<<<<

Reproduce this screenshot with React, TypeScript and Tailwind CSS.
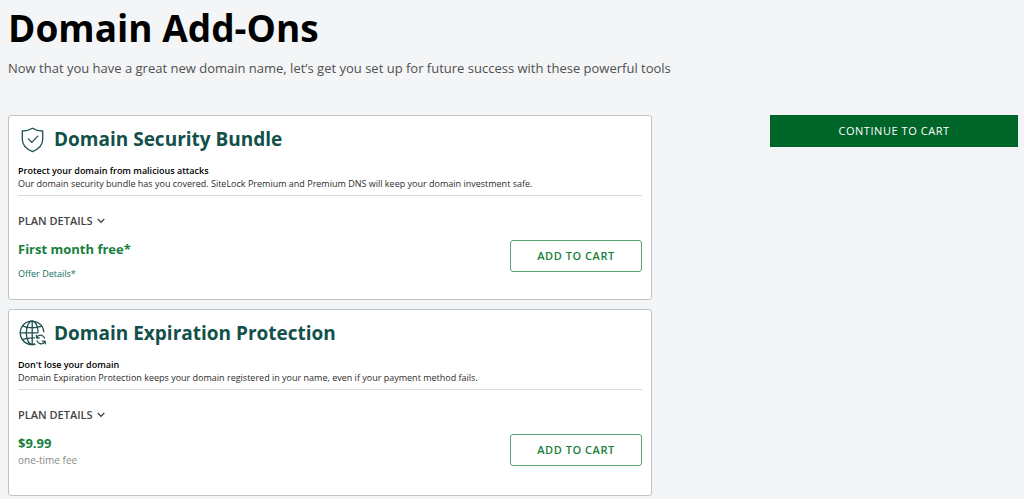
import type { ReactNode } from "react";

function ShieldIcon() {
  return (
    <svg width="28" height="28" viewBox="0 0 28 28" fill="none" stroke="#1f4f50" strokeWidth="1.3" strokeLinecap="round" strokeLinejoin="round" aria-hidden="true">
      <path d="M14.500 3.200c3 1.900 6.300 2.800 10.200 2.800v8.300c0 5.800-4 9.800-10.200 12.300C8.300 24.100 4.300 20.100 4.300 14.300V6C8.200 6 11.500 5.100 14.500 3.200Z" />
      <path d="M10.400 13.900l3.400 3.500 6-6.300" />
    </svg>
  );
}

function GlobeIcon() {
  return (
    <svg width="28" height="28" viewBox="0 0 28 28" fill="none" stroke="#1f4f50" strokeWidth="1.3" strokeLinecap="round" strokeLinejoin="round" aria-hidden="true">
      <path d="M25.800 12.600A11.800 11.800 0 1 0 17 25.300" />
      <path d="M20 12.800C19.800 6.600 17.400 2.200 14.200 2.200S8.300 7.200 8.300 13.800s2.700 11.700 5.900 11.700c.8 0 1.500-.2 2.200-.7" />
      <path d="M14.200 2.200v23.300M2.400 13.800H20M4.800 7.200c5.400 2.200 13.400 2.200 18.800 0M4.800 20.400c3.500-1.400 7.800-1.800 11.600-1.500" />
      <path d="M18.600 18.800c1-2 3-3 5-2.500 1.500.4 2.500 1.400 3 2.800M18.400 16.300l.2 2.700 2.700-.1" />
      <path d="M27 22.200c-1 2-3 3-5 2.500-1.500-.4-2.500-1.400-3-2.800M27.300 24.800l-.3-2.700-2.600.1" />
    </svg>
  );
}

function Chevron() {
  return (
    <svg width="8" height="8" viewBox="0 0 8 8" fill="none" stroke="#444" strokeWidth="1.3" aria-hidden="true">
      <path d="M.7 2 4 5.300 7.300 2" />
    </svg>
  );
}

type AddOnProps = {
  icon: ReactNode;
  title: string;
  tagline: string;
  description: string;
  price: string;
  children: ReactNode;
};

function AddOnCard({ icon, title, tagline, description, price, children }: AddOnProps) {
  return (
    <section className="rounded-[3px] border border-[#bfc4c8] bg-white px-[9px] pt-[7px] pb-[19px]">
      <div className="flex items-center gap-2">
        {icon}
        <h2 className="text-[19px] leading-8 font-bold text-[#12504a]">{title}</h2>
      </div>

      <div className="mt-[9px] border-b border-[#dcdcdc] pb-[5px] text-[9px] leading-[13px]">
        <p className="font-semibold text-black">{tagline}</p>
        <p className="text-[#2c2c2c]">{description}</p>
      </div>

      <button type="button" className="mt-4 flex items-center gap-1 text-[11px] leading-[18px] font-semibold text-[#444]">
        PLAN DETAILS
        <Chevron />
      </button>

      <div className="mt-[10px] flex items-start justify-between">
        <div>
          <p className="text-[13px] leading-[18px] font-bold text-[#17803d]">{price}</p>
          {children}
        </div>
        <button type="button" className="h-8 w-[132px] rounded-[3px] border border-[#55a377] text-[11px] font-semibold tracking-wider text-[#17803d]">
          ADD TO CART
        </button>
      </div>
    </section>
  );
}

export default function App() {
  return (
    <main className="min-h-screen bg-[#f4f5f7] pt-2 pr-[6px] pb-[3px] pl-2 font-['Open_Sans',sans-serif]">
      <h1 className="text-[37px] leading-10 font-bold text-black">Domain Add-Ons</h1>
      <p className="mt-[10px] text-[13px] leading-5 text-[#4f504f]">
        Now that you have a great new domain name, let’s get you set up for future success with these powerful tools
      </p>

      <div className="mt-[37px] grid grid-cols-[644fr_248fr] items-start gap-[118px]">
        <div className="flex flex-col gap-[9px]">
          <AddOnCard
            icon={<ShieldIcon />}
            title="Domain Security Bundle"
            tagline="Protect your domain from malicious attacks"
            description="Our domain security bundle has you covered. SiteLock Premium and Premium DNS will keep your domain investment safe."
            price="First month free*"
          >
            <a href="#offer-details" className="mt-[10px] block text-[9px] leading-3 font-medium text-[#16705a]">
              Offer Details*
            </a>
          </AddOnCard>
          <AddOnCard
            icon={<GlobeIcon />}
            title="Domain Expiration Protection"
            tagline="Don't lose your domain"
            description="Domain Expiration Protection keeps your domain registered in your name, even if your payment method fails."
            price="$9.99"
          >
            <p className="pb-2 text-[10px] leading-4 text-[#8b8b88]">one-time fee</p>
          </AddOnCard>
        </div>

        <button type="button" className="h-8 bg-[#006529] text-[11px] font-medium tracking-wider text-white">
          CONTINUE TO CART
        </button>
      </div>
    </main>
  );
}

>>>>

WORK TO COMPLETE: Print the complete listing exactly, apart from any pictures.

RESPONSE TO THIS TASK:
Reproduce this screenshot with React, TypeScript and Tailwind CSS.
import type { ReactNode } from "react";

function ShieldIcon() {
  return (
    <svg width="28" height="28" viewBox="0 0 28 28" fill="none" stroke="#1f4f50" strokeWidth="1.3" strokeLinecap="round" strokeLinejoin="round" aria-hidden="true">
      <path d="M14.500 3.200c3 1.900 6.300 2.800 10.200 2.800v8.300c0 5.800-4 9.800-10.200 12.300C8.300 24.100 4.300 20.100 4.300 14.300V6C8.200 6 11.500 5.100 14.500 3.200Z" />
      <path d="M10.400 13.900l3.400 3.500 6-6.300" />
    </svg>
  );
}

function GlobeIcon() {
  return (
    <svg width="28" height="28" viewBox="0 0 28 28" fill="none" stroke="#1f4f50" strokeWidth="1.3" strokeLinecap="round" strokeLinejoin="round" aria-hidden="true">
      <path d="M25.800 12.600A11.800 11.800 0 1 0 17 25.300" />
      <path d="M20 12.800C19.800 6.600 17.400 2.200 14.200 2.200S8.300 7.200 8.300 13.800s2.700 11.700 5.900 11.700c.8 0 1.500-.2 2.200-.7" />
      <path d="M14.200 2.200v23.300M2.400 13.800H20M4.800 7.200c5.400 2.200 13.400 2.200 18.800 0M4.800 20.400c3.500-1.400 7.800-1.800 11.600-1.500" />
      <path d="M18.600 18.800c1-2 3-3 5-2.500 1.500.4 2.500 1.400 3 2.800M18.400 16.300l.2 2.700 2.700-.1" />
      <path d="M27 22.200c-1 2-3 3-5 2.500-1.500-.4-2.500-1.400-3-2.800M27.300 24.800l-.3-2.700-2.600.1" />
    </svg>
  );
}

function Chevron() {
  return (
    <svg width="8" height="8" viewBox="0 0 8 8" fill="none" stroke="#444" strokeWidth="1.3" aria-hidden="true">
      <path d="M.7 2 4 5.300 7.300 2" />
    </svg>
  );
}

type AddOnProps = {
  icon: ReactNode;
  title: string;
  tagline: string;
  description: string;
  price: string;
  children: ReactNode;
};

function AddOnCard({ icon, title, tagline, description, price, children }: AddOnProps) {
  return (
    <section className="rounded-[3px] border border-[#bfc4c8] bg-white px-[9px] pt-[7px] pb-[19px]">
      <div className="flex items-center gap-2">
        {icon}
        <h2 className="text-[19px] leading-8 font-bold text-[#12504a]">{title}</h2>
      </div>

      <div className="mt-[9px] border-b border-[#dcdcdc] pb-[5px] text-[9px] leading-[13px]">
        <p className="font-semibold text-black">{tagline}</p>
        <p className="text-[#2c2c2c]">{description}</p>
      </div>

      <button type="button" className="mt-4 flex items-center gap-1 text-[11px] leading-[18px] font-semibold text-[#444]">
        PLAN DETAILS
        <Chevron />
      </button>

      <div className="mt-[10px] flex items-start justify-between">
        <div>
          <p className="text-[13px] leading-[18px] font-bold text-[#17803d]">{price}</p>
          {children}
        </div>
        <button type="button" className="h-8 w-[132px] rounded-[3px] border border-[#55a377] text-[11px] font-semibold tracking-wider text-[#17803d]">
          ADD TO CART
        </button>
      </div>
    </section>
  );
}

export default function App() {
  return (
    <main className="min-h-screen bg-[#f4f5f7] pt-2 pr-[6px] pb-[3px] pl-2 font-['Open_Sans',sans-serif]">
      <h1 className="text-[37px] leading-10 font-bold text-black">Domain Add-Ons</h1>
      <p className="mt-[10px] text-[13px] leading-5 text-[#4f504f]">
        Now that you have a great new domain name, let’s get you set up for future success with these powerful tools
      </p>

      <div className="mt-[37px] grid grid-cols-[644fr_248fr] items-start gap-[118px]">
        <div className="flex flex-col gap-[9px]">
          <AddOnCard
            icon={<ShieldIcon />}
            title="Domain Security Bundle"
            tagline="Protect your domain from malicious attacks"
            description="Our domain security bundle has you covered. SiteLock Premium and Premium DNS will keep your domain investment safe."
            price="First month free*"
          >
            <a href="#offer-details" className="mt-[10px] block text-[9px] leading-3 font-medium text-[#16705a]">
              Offer Details*
            </a>
          </AddOnCard>
          <AddOnCard
            icon={<GlobeIcon />}
            title="Domain Expiration Protection"
            tagline="Don't lose your domain"
            description="Domain Expiration Protection keeps your domain registered in your name, even if your payment method fails."
            price="$9.99"
          >
            <p className="pb-2 text-[10px] leading-4 text-[#8b8b88]">one-time fee</p>
          </AddOnCard>
        </div>

        <button type="button" className="h-8 bg-[#006529] text-[11px] font-medium tracking-wider text-white">
          CONTINUE TO CART
        </button>
      </div>
    </main>
  );
}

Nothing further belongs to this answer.